** GOAL **
Your task is to filter the data below down to the lines holding "styled".
## START RAW RECORDS
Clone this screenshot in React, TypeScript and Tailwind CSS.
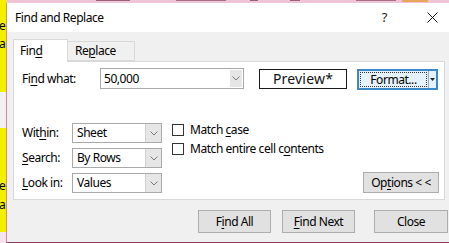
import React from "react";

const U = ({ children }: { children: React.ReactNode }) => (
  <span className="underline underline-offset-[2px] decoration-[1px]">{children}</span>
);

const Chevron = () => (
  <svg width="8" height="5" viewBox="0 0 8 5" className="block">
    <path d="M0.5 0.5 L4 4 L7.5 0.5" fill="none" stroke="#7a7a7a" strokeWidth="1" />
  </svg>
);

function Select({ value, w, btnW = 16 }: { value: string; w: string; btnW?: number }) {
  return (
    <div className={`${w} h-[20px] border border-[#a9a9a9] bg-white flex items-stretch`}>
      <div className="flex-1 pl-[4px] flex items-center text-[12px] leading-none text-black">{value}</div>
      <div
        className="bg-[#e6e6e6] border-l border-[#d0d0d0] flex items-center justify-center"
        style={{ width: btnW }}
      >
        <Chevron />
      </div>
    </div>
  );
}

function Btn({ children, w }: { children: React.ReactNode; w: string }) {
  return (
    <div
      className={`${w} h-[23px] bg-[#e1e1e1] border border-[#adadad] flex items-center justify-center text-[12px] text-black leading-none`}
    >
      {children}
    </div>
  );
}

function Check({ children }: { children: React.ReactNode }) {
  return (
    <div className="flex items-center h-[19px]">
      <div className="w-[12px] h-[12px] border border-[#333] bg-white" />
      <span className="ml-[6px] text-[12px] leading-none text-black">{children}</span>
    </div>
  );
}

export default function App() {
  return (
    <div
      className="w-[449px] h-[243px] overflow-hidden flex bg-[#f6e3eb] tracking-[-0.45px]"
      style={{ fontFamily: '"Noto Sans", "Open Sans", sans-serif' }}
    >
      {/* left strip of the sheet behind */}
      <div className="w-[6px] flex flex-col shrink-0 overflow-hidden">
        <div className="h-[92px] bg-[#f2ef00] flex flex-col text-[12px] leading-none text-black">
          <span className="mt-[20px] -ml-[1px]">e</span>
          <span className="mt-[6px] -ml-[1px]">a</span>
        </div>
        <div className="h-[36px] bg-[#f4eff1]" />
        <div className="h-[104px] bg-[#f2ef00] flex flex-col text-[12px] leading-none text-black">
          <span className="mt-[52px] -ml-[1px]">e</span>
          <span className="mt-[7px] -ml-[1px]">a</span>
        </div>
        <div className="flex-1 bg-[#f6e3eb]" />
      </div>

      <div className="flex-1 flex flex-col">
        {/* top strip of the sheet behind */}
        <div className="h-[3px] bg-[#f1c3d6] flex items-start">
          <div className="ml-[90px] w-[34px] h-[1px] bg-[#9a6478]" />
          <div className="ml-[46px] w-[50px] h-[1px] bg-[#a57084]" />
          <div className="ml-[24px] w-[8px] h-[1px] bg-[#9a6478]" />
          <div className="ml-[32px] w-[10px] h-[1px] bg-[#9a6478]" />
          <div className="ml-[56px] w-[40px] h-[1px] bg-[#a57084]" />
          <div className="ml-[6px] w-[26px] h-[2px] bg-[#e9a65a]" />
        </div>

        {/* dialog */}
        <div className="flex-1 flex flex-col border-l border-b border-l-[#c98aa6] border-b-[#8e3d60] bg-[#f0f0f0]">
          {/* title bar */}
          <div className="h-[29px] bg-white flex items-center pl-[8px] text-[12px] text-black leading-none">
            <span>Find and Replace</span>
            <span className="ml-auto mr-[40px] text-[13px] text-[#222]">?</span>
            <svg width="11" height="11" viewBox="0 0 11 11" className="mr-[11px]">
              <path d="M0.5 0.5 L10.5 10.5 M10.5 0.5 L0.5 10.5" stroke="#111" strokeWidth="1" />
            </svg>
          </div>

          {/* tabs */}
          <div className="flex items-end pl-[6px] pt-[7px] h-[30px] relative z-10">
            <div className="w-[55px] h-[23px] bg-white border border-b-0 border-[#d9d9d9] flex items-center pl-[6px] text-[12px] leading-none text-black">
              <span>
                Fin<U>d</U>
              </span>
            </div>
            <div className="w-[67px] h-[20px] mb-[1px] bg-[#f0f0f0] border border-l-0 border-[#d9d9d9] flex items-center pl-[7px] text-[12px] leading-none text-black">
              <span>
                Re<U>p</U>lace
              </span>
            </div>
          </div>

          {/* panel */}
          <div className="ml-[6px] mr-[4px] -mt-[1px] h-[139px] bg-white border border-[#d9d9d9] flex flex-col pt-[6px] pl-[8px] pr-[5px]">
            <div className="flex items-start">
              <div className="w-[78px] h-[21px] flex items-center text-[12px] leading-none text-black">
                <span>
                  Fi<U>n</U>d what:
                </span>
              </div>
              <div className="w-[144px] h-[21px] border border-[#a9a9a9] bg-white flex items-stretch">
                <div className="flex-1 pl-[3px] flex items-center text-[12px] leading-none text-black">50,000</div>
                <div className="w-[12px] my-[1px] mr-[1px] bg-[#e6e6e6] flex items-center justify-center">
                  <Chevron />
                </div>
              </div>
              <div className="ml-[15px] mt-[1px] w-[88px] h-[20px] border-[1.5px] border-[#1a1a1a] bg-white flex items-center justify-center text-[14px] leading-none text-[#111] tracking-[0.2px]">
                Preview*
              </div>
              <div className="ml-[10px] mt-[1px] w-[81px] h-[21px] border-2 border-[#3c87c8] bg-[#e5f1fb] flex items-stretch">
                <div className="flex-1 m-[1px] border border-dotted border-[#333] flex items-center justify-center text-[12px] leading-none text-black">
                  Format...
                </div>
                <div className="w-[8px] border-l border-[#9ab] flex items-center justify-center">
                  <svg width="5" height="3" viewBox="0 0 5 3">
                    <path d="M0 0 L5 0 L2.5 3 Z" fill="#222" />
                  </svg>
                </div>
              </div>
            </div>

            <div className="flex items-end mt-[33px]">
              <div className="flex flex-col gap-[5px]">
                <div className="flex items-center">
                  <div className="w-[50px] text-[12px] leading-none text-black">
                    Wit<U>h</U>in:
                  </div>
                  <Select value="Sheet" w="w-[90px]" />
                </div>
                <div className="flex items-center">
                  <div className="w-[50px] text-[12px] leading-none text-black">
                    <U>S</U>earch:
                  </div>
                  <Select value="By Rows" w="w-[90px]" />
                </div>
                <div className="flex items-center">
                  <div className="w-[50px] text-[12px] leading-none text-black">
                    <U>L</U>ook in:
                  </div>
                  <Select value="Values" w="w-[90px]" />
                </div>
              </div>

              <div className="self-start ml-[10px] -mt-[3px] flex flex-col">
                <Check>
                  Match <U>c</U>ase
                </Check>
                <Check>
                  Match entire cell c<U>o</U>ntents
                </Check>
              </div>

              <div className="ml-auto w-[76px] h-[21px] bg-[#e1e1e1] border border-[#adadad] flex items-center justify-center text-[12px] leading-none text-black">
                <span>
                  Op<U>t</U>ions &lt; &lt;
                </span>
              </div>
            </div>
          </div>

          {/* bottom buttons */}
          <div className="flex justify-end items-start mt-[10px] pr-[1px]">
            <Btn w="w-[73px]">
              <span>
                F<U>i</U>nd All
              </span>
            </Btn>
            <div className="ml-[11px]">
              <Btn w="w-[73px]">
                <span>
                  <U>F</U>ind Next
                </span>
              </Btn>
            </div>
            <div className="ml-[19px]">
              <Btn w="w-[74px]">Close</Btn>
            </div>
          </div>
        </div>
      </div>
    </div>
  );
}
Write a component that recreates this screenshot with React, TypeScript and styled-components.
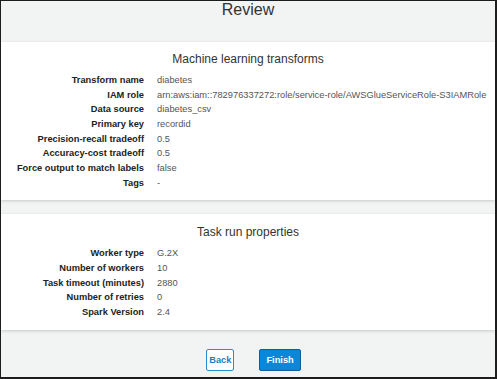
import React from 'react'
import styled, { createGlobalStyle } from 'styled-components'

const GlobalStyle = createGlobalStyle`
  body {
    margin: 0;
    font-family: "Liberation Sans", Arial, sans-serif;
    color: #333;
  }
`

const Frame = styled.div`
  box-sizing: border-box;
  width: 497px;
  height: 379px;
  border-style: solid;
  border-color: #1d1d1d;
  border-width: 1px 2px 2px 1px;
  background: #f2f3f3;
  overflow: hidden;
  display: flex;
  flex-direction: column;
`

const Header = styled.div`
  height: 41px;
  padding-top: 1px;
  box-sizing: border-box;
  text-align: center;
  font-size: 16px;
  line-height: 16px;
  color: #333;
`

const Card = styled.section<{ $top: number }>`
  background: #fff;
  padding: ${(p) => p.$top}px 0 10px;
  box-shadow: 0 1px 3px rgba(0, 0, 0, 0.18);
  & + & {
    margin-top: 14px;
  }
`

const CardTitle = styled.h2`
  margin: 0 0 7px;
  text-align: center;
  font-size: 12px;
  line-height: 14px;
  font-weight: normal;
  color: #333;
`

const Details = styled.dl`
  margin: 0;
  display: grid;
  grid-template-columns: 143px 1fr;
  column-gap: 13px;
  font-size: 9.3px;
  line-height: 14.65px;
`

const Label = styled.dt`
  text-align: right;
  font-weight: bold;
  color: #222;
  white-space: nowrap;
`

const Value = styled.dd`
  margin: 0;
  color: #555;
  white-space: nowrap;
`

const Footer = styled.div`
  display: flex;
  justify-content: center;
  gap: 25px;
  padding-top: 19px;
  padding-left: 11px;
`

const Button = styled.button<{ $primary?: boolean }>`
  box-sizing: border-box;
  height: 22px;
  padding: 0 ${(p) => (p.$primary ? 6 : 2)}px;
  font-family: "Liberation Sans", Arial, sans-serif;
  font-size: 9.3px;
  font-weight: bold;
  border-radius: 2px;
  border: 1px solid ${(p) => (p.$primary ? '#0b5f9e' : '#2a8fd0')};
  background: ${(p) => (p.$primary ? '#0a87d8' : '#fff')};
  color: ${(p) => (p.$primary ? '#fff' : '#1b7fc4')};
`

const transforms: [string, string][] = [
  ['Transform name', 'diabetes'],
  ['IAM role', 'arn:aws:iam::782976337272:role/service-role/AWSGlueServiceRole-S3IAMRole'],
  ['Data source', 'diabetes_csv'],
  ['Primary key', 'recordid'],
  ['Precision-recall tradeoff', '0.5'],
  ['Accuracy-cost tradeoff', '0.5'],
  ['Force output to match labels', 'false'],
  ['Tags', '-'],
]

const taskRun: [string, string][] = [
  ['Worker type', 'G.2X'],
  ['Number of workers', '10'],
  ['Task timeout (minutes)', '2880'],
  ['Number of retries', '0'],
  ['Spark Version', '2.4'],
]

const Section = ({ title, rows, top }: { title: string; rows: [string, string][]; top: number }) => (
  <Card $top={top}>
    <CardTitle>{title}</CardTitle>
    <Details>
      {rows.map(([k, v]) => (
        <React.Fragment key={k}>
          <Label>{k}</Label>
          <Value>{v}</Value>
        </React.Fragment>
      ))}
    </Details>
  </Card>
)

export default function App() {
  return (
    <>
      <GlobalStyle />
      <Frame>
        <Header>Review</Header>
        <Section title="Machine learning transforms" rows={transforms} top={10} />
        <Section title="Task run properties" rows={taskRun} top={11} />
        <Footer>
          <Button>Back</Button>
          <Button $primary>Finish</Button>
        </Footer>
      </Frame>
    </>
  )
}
## END RAW RECORDS
** RIGHT ANSWER **
Write a component that recreates this screenshot with React, TypeScript and styled-components.
import styled, { createGlobalStyle } from 'styled-components'
const Frame = styled.div`
const Header = styled.div`
const Card = styled.section<{ $top: number }>`
const CardTitle = styled.h2`
const Details = styled.dl`
const Label = styled.dt`
const Value = styled.dd`
const Footer = styled.div`
const Button = styled.button<{ $primary?: boolean }>`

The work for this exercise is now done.